Наконец наше произведение уехало в Москву, и мы вернулись к обычной деятельности. Только Фима, с присущим ему ехидством, каждое утро интересовался, когда же мы поедем в Стокгольм получать Нобелевскую премию. Через месяц пришел ответ, что заявка зарегистрирована, а еще через месяц письмо, в котором говорилось, что авторское свидетельство не может быть выдано, так как аналогичные предложения содержатся в заявках № такой-то и № такой-то.
Меня снарядили в командировку в Москву, чтобы я привез эти заявки, и я их привез. Когда мы их прочитали, мы поняли, что, слава Богу, этот Комитет поделили на отделы. В противном случае на нашу заявку на Т-образный блок нам бы прислали и самолет и швабру, так как все Т-образное в строительстве нам приписали в конкуренты. И начались бесконечные тяжбы, пока мы не опоздали с одним сроком на подачу аппеляции.

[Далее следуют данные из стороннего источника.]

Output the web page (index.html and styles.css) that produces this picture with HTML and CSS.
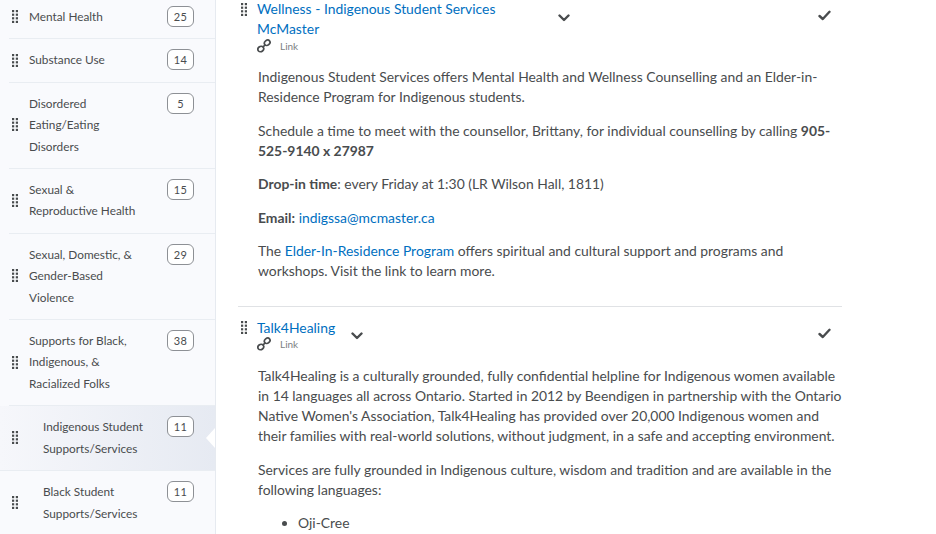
FILE: index.html
```html
<!DOCTYPE html>
<html lang="en">
<head>
  <meta charset="UTF-8" />
  <title>Indigenous Student Supports/Services</title>
  <link rel="stylesheet" href="styles.css">
</head>
<body>
  <svg class="defs" width="0" height="0" aria-hidden="true">
    <symbol id="grip" viewBox="0 0 6 13">
      <rect x="0" y="0" width="2.2" height="2.2"/><rect x="3.8" y="0" width="2.2" height="2.2"/>
      <rect x="0" y="3.6" width="2.2" height="2.2"/><rect x="3.8" y="3.6" width="2.2" height="2.2"/>
      <rect x="0" y="7.2" width="2.2" height="2.2"/><rect x="3.8" y="7.2" width="2.2" height="2.2"/>
      <rect x="0" y="10.8" width="2.2" height="2.2"/><rect x="3.8" y="10.8" width="2.2" height="2.2"/>
    </symbol>
    <symbol id="chevron" viewBox="0 0 12 8">
      <path d="M1.5 1.5 L6 6 L10.5 1.5" fill="none" stroke="#494c4e" stroke-width="2.4" stroke-linecap="round" stroke-linejoin="round"/>
    </symbol>
    <symbol id="check" viewBox="0 0 13 11">
      <path d="M1.5 6 L4.8 9 L11.5 1.8" fill="none" stroke="#494c4e" stroke-width="2.4" stroke-linecap="round" stroke-linejoin="round"/>
    </symbol>
    <symbol id="chain" viewBox="0 0 14 14">
      <g fill="none" stroke="#494c4e" stroke-width="1.7">
        <ellipse cx="3.8" cy="10" rx="3" ry="2.6" transform="rotate(-40 3.8 10)"/>
        <ellipse cx="10.2" cy="3.8" rx="3" ry="2.4" transform="rotate(-40 10.2 3.8)"/>
        <path d="M5.5 8.3 L8.5 5.6"/>
      </g>
    </symbol>
  </svg>

  <div class="page">
    <!-- Module list -->
    <aside class="sidebar">
      <div class="module one-line">
        <svg class="grip"><use href="#grip"/></svg>
        <span class="module-name">Mental Health</span>
        <span class="count">25</span>
      </div>
      <div class="module">
        <svg class="grip"><use href="#grip"/></svg>
        <span class="module-name">Substance Use</span>
        <span class="count">14</span>
      </div>
      <div class="module">
        <svg class="grip"><use href="#grip"/></svg>
        <span class="module-name">Disordered Eating/Eating Disorders</span>
        <span class="count">5</span>
      </div>
      <div class="module">
        <svg class="grip"><use href="#grip"/></svg>
        <span class="module-name">Sexual &amp; Reproductive Health</span>
        <span class="count">15</span>
      </div>
      <div class="module">
        <svg class="grip"><use href="#grip"/></svg>
        <span class="module-name">Sexual, Domestic, &amp; Gender-Based Violence</span>
        <span class="count">29</span>
      </div>
      <div class="module">
        <svg class="grip"><use href="#grip"/></svg>
        <span class="module-name">Supports for Black, Indigenous, &amp; Racialized Folks</span>
        <span class="count">38</span>
      </div>
      <div class="module sub selected">
        <svg class="grip"><use href="#grip"/></svg>
        <span class="module-name">Indigenous Student Supports/Services</span>
        <span class="count">11</span>
      </div>
      <div class="module sub">
        <svg class="grip"><use href="#grip"/></svg>
        <span class="module-name">Black Student Supports/Services</span>
        <span class="count">11</span>
      </div>
    </aside>

    <!-- Topic list -->
    <main class="content">
      <section class="topic">
        <div class="topic-head">
          <svg class="grip topic-grip"><use href="#grip"/></svg>
          <div class="topic-title">
            <a href="#" class="title-link">Wellness - Indigenous Student Services McMaster</a>
            <div class="topic-type"><svg class="chain"><use href="#chain"/></svg>Link</div>
          </div>
          <svg class="chevron wide"><use href="#chevron"/></svg>
          <svg class="check"><use href="#check"/></svg>
        </div>
        <div class="topic-body">
          <p>Indigenous Student Services offers Mental Health and Wellness Counselling and an Elder-in-Residence Program for Indigenous students.</p>
          <p>Schedule a time to meet with the counsellor, Brittany, for individual counselling by calling <b>905-525-9140 x 27987</b></p>
          <p><b>Drop-in time</b>: every Friday at 1:30 (LR Wilson Hall, 1811)</p>
          <p><b>Email:</b> <a href="#">indigssa@mcmaster.ca</a></p>
          <p>The <a href="#">Elder-In-Residence Program</a> offers spiritual and cultural support and programs and workshops. Visit the link to learn more.</p>
        </div>
      </section>

      <section class="topic">
        <div class="topic-head">
          <svg class="grip topic-grip"><use href="#grip"/></svg>
          <div class="topic-title">
            <a href="#" class="title-link">Talk4Healing</a>
            <div class="topic-type"><svg class="chain"><use href="#chain"/></svg>Link</div>
          </div>
          <svg class="chevron"><use href="#chevron"/></svg>
          <svg class="check"><use href="#check"/></svg>
        </div>
        <div class="topic-body">
          <p>Talk4Healing is a culturally grounded, fully confidential helpline for Indigenous women available in 14 languages all across Ontario. Started in 2012 by Beendigen in partnership with the Ontario Native Women's Association, Talk4Healing has provided over 20,000 Indigenous women and their families with real-world solutions, without judgment, in a safe and accepting environment.</p>
          <p>Services are fully grounded in Indigenous culture, wisdom and tradition and are available in the following languages:</p>
          <ul>
            <li>Oji-Cree</li>
          </ul>
        </div>
      </section>
    </main>
  </div>
</body>
</html>
```

FILE: styles.css
```css
html, body {
  margin: 0;
  height: 100%;
  overflow: hidden;
}
body {
  font-family: Lato, "Open Sans", sans-serif;
  background: #fff;
  color: #494c4e;
}
a {
  color: #006fbf;
  text-decoration: none;
}
.defs {
  position: absolute;
}
.page {
  display: flex;
  height: 534px;
  overflow: hidden;
}

/* sidebar */
.sidebar {
  width: 215px;
  flex: none;
  background: #f9fafd;
  border-right: 1px solid #e6eaf0;
  margin-top: -4px;
  height: 560px;
}
.module {
  display: flex;
  align-items: flex-start;
  margin-left: 9px;
  padding: 10px 21px 11px 0;
  border-bottom: 1px solid #e9edf2;
  font-size: 11.8px;
  line-height: 21.4px;
  position: relative;
}
.module .grip {
  width: 6px;
  height: 13px;
  flex: none;
  align-self: center;
  margin-right: 14px;
  margin-left: 3px;
  fill: #494c4e;
}
.module-name {
  flex: 1;
  min-width: 0;
  margin-left: -3px;
  padding-right: 30px;
}
.count {
  flex: none;
  box-sizing: border-box;
  width: 27px;
  height: 21px;
  border: 1px solid #8d9095;
  border-radius: 6px;
  font-size: 11px;
  line-height: 19px;
  text-align: center;
  background: #fff;
  letter-spacing: 0.3px;
}
.sub .module-name {
  padding-left: 14px;
  padding-right: 16px;
}
.selected {
  margin-left: 0;
  padding-left: 9px;
  background: linear-gradient(to right, #f6f7fb, #e6eaf2);
}
.selected::after {
  content: "";
  position: absolute;
  right: 0;
  top: 22px;
  border-top: 10px solid transparent;
  border-bottom: 10px solid transparent;
  border-right: 9px solid #fff;
}

/* topics */
.content {
  width: 604px;
  margin-left: 22px;
  flex: none;
}
.topic {
  border-bottom: 1px solid #e0e2e5;
  padding-bottom: 25px;
}
.topic + .topic {
  padding-top: 11px;
  border-bottom: none;
}
.topic:first-child .topic-title {
  margin-top: -1px;
}
.topic:first-child .topic-body {
  padding-top: 1px;
}
.topic + .topic .topic-type {
  margin-top: -1px;
}
.topic + .topic .topic-body {
  padding-top: 2px;
}
.topic-head {
  display: flex;
  align-items: flex-start;
  position: relative;
}
.topic-grip {
  width: 6px;
  height: 13px;
  flex: none;
  fill: #494c4e;
  margin: 3px 10px 0 3px;
}
.topic-title {
  max-width: 284px;
  font-size: 13.9px;
  line-height: 20px;
}
.chevron {
  width: 12px;
  height: 8px;
  flex: none;
  margin: 14px 0 0 16px;
}
.chevron.wide {
  margin-left: 17px;
}
.check {
  width: 13px;
  height: 11px;
  position: absolute;
  left: 580px;
  top: 10px;
}
.topic-type {
  display: flex;
  align-items: center;
  font-size: 10px;
  line-height: 14px;
  color: #7c7f82;
}
.chain {
  width: 14px;
  height: 14px;
  margin-right: 9px;
}
.topic-body {
  padding: 0 0 0 20px;
  font-size: 13.9px;
  line-height: 20px;
}
.topic-body p {
  margin: 13.4px 0;
}
.topic-body p:last-child {
  margin-bottom: 0;
}
.topic-body ul {
  margin: 13.4px 0 0;
  padding-left: 40px;
}
```
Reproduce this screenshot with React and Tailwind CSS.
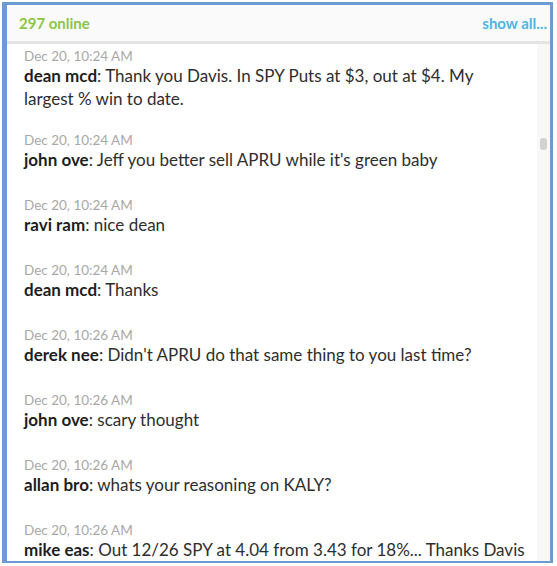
const messages = [
  { t: "Dec 20, 10:24 AM", n: "dean mcd", m: "Thank you Davis. In SPY Puts at $3, out at $4. My", m2: "largest % win to date." },
  { t: "Dec 20, 10:24 AM", n: "john ove", m: "Jeff you better sell APRU while it's green baby" },
  { t: "Dec 20, 10:24 AM", n: "ravi ram", m: "nice dean" },
  { t: "Dec 20, 10:24 AM", n: "dean mcd", m: "Thanks" },
  { t: "Dec 20, 10:26 AM", n: "derek nee", m: "Didn't APRU do that same thing to you last time?" },
  { t: "Dec 20, 10:26 AM", n: "john ove", m: "scary thought" },
  { t: "Dec 20, 10:26 AM", n: "allan bro", m: "whats your reasoning on KALY?" },
  { t: "Dec 20, 10:26 AM", n: "mike eas", m: "Out 12/26 SPY at 4.04 from 3.43 for 18%... Thanks Davis" },
];

export default function App() {
  return (
    <div className="w-[557px] h-[566px] bg-white pl-[2px] pt-[2px] pr-[4px] pb-[3px]" style={{ fontFamily: "Lato, 'Open Sans', sans-serif" }}>
      <div className="h-full flex flex-col border-l-[5px] border-t-[3px] border-r-[3px] border-b-[2px] border-[#6b9bd2] overflow-hidden">
        <div className="h-[36px] shrink-0 flex items-center justify-between bg-[#fafafa] pl-[12px] pr-[3px] border-b-[3px] border-[#e4e4e4] box-content">
          <span className="text-[15px] font-bold text-[#8cc63f] leading-none">297 online</span>
          <span className="text-[15px] font-bold text-[#4db6e2] leading-none">show all...</span>
        </div>
        <div className="flex-1 flex min-h-0">
          <div className="flex-1 min-w-0 overflow-hidden pl-[17px] pr-[6px]">
            {messages.map((msg, i) => (
              <div key={i} className={i === 0 ? "pt-[4px] pb-[22px]" : "pb-[26px]"}>
                <div className="text-[13.5px] leading-[16px] text-[#a8a8a8]">{msg.t}</div>
                <div className="text-[17px] leading-[23px] text-[#2e2e2e] whitespace-nowrap">
                  <span className="font-bold text-[#1e1e1e]">{msg.n}</span>: {msg.m}
                  {msg.m2 && (<><br />{msg.m2}</>)}
                </div>
              </div>
            ))}
          </div>
          <div className="w-[13px] shrink-0 bg-[#f8f8f8] flex justify-center">
            <div className="mt-[94px] w-[7px] h-[12px] rounded-[3px] bg-[#d2d2d2]" />
          </div>
        </div>
      </div>
    </div>
  );
}
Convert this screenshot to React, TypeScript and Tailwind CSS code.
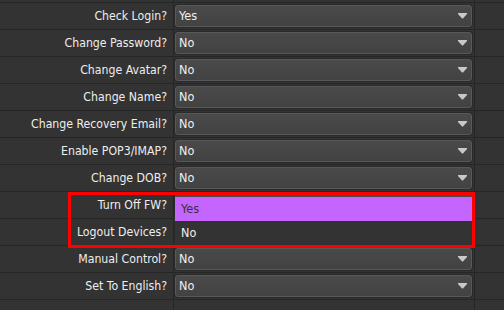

Тут дело и заглохло. Потом мне объяснили до какой степени я был наивен. В тех институтах, где оформляют заявки, есть специальный отдел, который налаживает хорошие личные отношения с Комитетом, а дальше – уже дело техники. Так я впервые столкнулся с правовыми проблемами и тяжбами в творческих делах. Впоследствии я часто вспоминал фразу, сказанную мне одним знакомым юристом: «Что такое закон? Это узаконенное беззако-ние». Так было в СССР, ибо мы жили в неправовом государстве.